Fora da Bolsolândia, esse mundo virtual que o presidente parece ter escolhido para si e para seus seguidores mais fieis, o mundo passa por um momento de grande perigo. O Brasil, por maior que seja o esforço contrário de Bolsonaro, não está desconectado do mundo. E seu governante deveria estar bem mais preocupado com isso.
Ao contrário da tolice repetida na internet, o problema do coronavírus não é se ele mata mais ou menos que a dengue ou outras doenças. O problema do coronavírus é que ele é conhecido há somente alguns meses e já infectou centenas de milhares de pessoas no planeta. O problema é, portanto, essa impressionante velocidade de disseminação.
Ele não é grave entre os mais jovens. Para eles, é letal em apenas 0,2% dos casos. Mas é muito grave entre os idosos, em torno de 18%. Um estudo publicado na edição de ontem do Jornal de Brasília mostra que, tomando-se por base o que aconteceu na China, em 15 dias poderá haver cerca de quatro mil pessoas infectadas no Brasil. Algumas centenas dessas pessoas serão idosos. Se esses idosos precisarem de leitos de UTI, que não existem nessa quantidade, temos aí um gravíssimo problema de saúde pública.
O que impressiona hoje é que a Bolsolândia não agrega sequer alguns dos próprios integrantes do governo. Ciente do tamanho do problema, o ministro da Saúde, Luiz Henrique Mandetta, montou um gabinete de crise há algumas semanas e vem fazendo um irrepreensível trabalho de monitoramento da situação.
O ministro da Economia, Paulo Guedes, demora a reagir, mas também parece ter sentido o tamanho da encrenca. O problema de saúde pública traz consigo um gravíssimo problema econômico. Os Estados Unidos proibiram na quarta-feira (11) voos para a Europa. Medidas restritivas como essas tomadas pelas economias do mundo certamente farão circular menos dinheiro. É o espectro ameaçador da crise em proporções mundiais.
A solução até então posta, de acelerar as reformas, deixa de ser solução nesse cenário. Não adianta somente criar um quadro que seja mais atraente para novos investimentos se o mundo, e com ele seus investidores, entrarem num momento de retração. Não haverá investimentos.
É aí que entra a face mais perigosa da desconexão de Bolsonaro.

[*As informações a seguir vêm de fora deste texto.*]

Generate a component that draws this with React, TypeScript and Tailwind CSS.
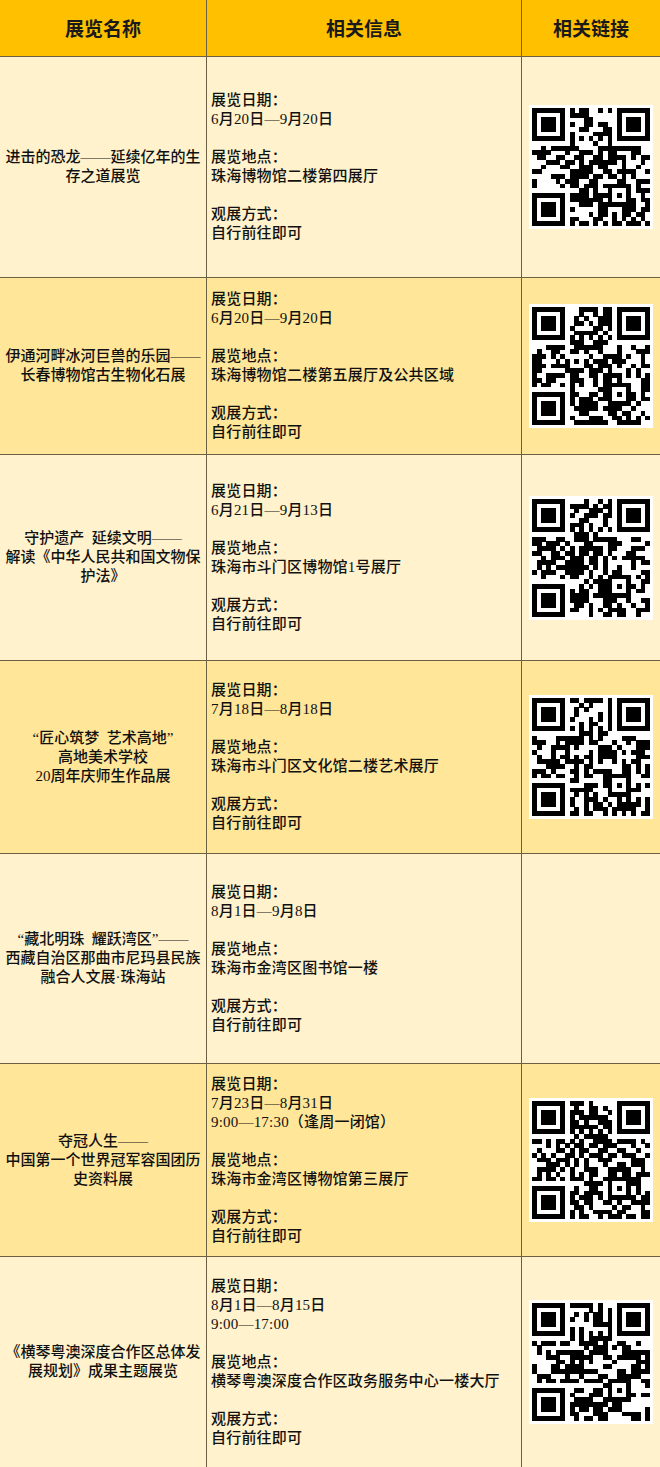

A negligência de uma autoridade no seu posto traz o risco de novas negligências e desconexões. Então, se Bolsonaro cria sua Bolsolândia, o Congresso, na esteira, cria a sua Congressolândia. E, num momento como esse, resolve aumentar em R$ 20 bilhões as despesas do governo com gastos sociais, derrubando um veto presidencial e ampliando os gastos com o Benefício de Prestação Continuada (BPC).

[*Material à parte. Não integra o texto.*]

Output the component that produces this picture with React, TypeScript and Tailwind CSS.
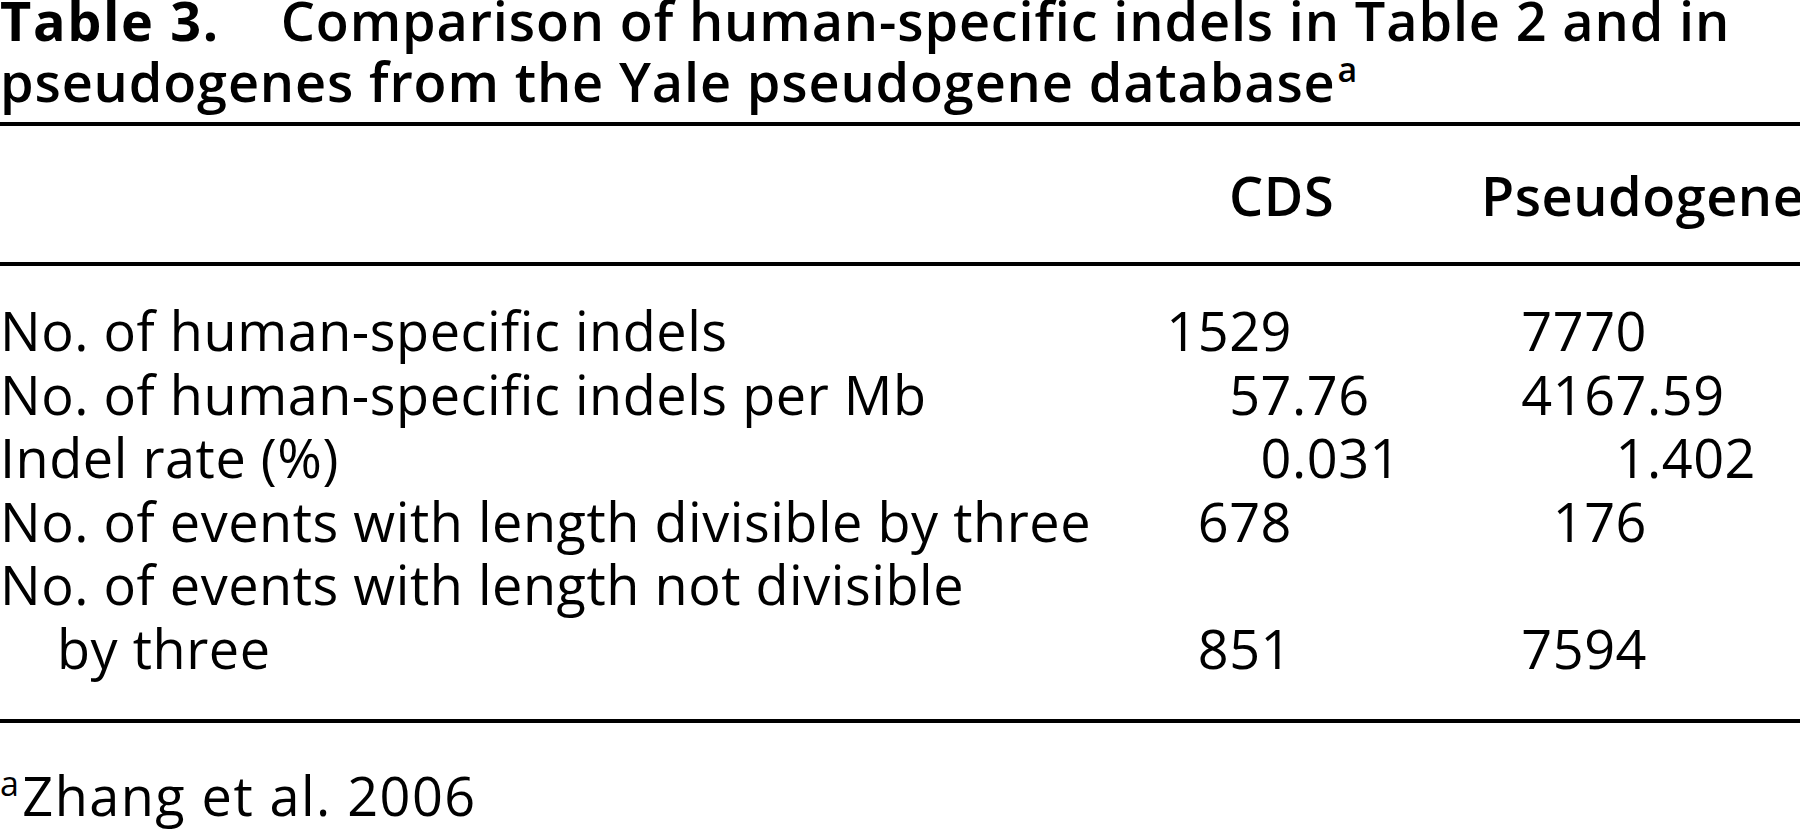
const rows = [
  { label: "No. of human-specific indels", cds: ["1529", ""], pseudo: ["7770", ""] },
  { label: "No. of human-specific indels per Mb", cds: ["57", ".76"], pseudo: ["4167", ".59"] },
  { label: "Indel rate (%)", cds: ["0", ".031"], pseudo: ["1", ".402"] },
  { label: "No. of events with length divisible by three", cds: ["678", ""], pseudo: ["176", ""] },
]

function Rule() {
  return <div className="h-[4px] w-full bg-black" />
}

function Row({ label, cds, pseudo }: { label: string; cds: string[]; pseudo: string[] }) {
  return (
    <div className="grid grid-cols-[1100px_192px_108px_247px_153px] whitespace-nowrap">
      <div>{label}</div>
      <div className="text-right">{cds[0]}</div>
      <div>{cds[1]}</div>
      <div className="text-right">{pseudo[0]}</div>
      <div>{pseudo[1]}</div>
    </div>
  )
}

export default function App() {
  return (
    <div className="h-[831px] w-[1800px] overflow-hidden bg-white text-[54px] leading-[63.6px] tracking-[0.01em] text-black font-['Open_Sans',sans-serif]">
      <div className="font-semibold tracking-[0.016em] whitespace-nowrap">
        <div className="leading-[40px]">
          <span className="font-bold tracking-[0.03em]">Table 3.</span>
          <span className="ml-[61px]">Comparison of human-specific indels in Table 2 and in</span>
        </div>
        <div className="leading-[82px]">
          pseudogenes from the Yale pseudogene database
          <span className="ml-[2px] align-[20px] text-[34px] leading-none">a</span>
        </div>
      </div>

      <Rule />
      <div className="grid h-[136px] grid-cols-[1229px_252px_1fr] pt-[38px] font-semibold whitespace-nowrap">
        <div />
        <div>CDS</div>
        <div>Pseudogene</div>
      </div>
      <Rule />

      <div className="pt-[33px] pb-[38px]">
        {rows.map((r) => (
          <Row key={r.label} {...r} />
        ))}
        <Row label="No. of events with length not divisible" cds={["", ""]} pseudo={["", ""]} />
        <div className="grid grid-cols-[1100px_192px_108px_247px_153px] whitespace-nowrap">
          <div className="pl-[57px]">by three</div>
          <div className="text-right">851</div>
          <div />
          <div className="text-right">7594</div>
          <div />
        </div>
      </div>
      <Rule />

      <div className="mt-[41px] tracking-[0.027em] whitespace-nowrap">
        <span className="mr-[2px] align-[20px] text-[34px] leading-none">a</span>
        Zhang et al. 2006
      </div>
    </div>
  )
}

O problema disso tudo é que não há para nós a opção de nos abrigarmos na Bolsolândia. Nem na Congressolândia. Tudo o que não precisamos agora é de um presidente ou de parlamentares desconectados da realidade, repetindo frases lacradoras para seus seguidores nas redes sociais. Nem Romero Brito nem máscaras cirúrgicas sem necessidade. O que precisamos é de seriedade neste momento.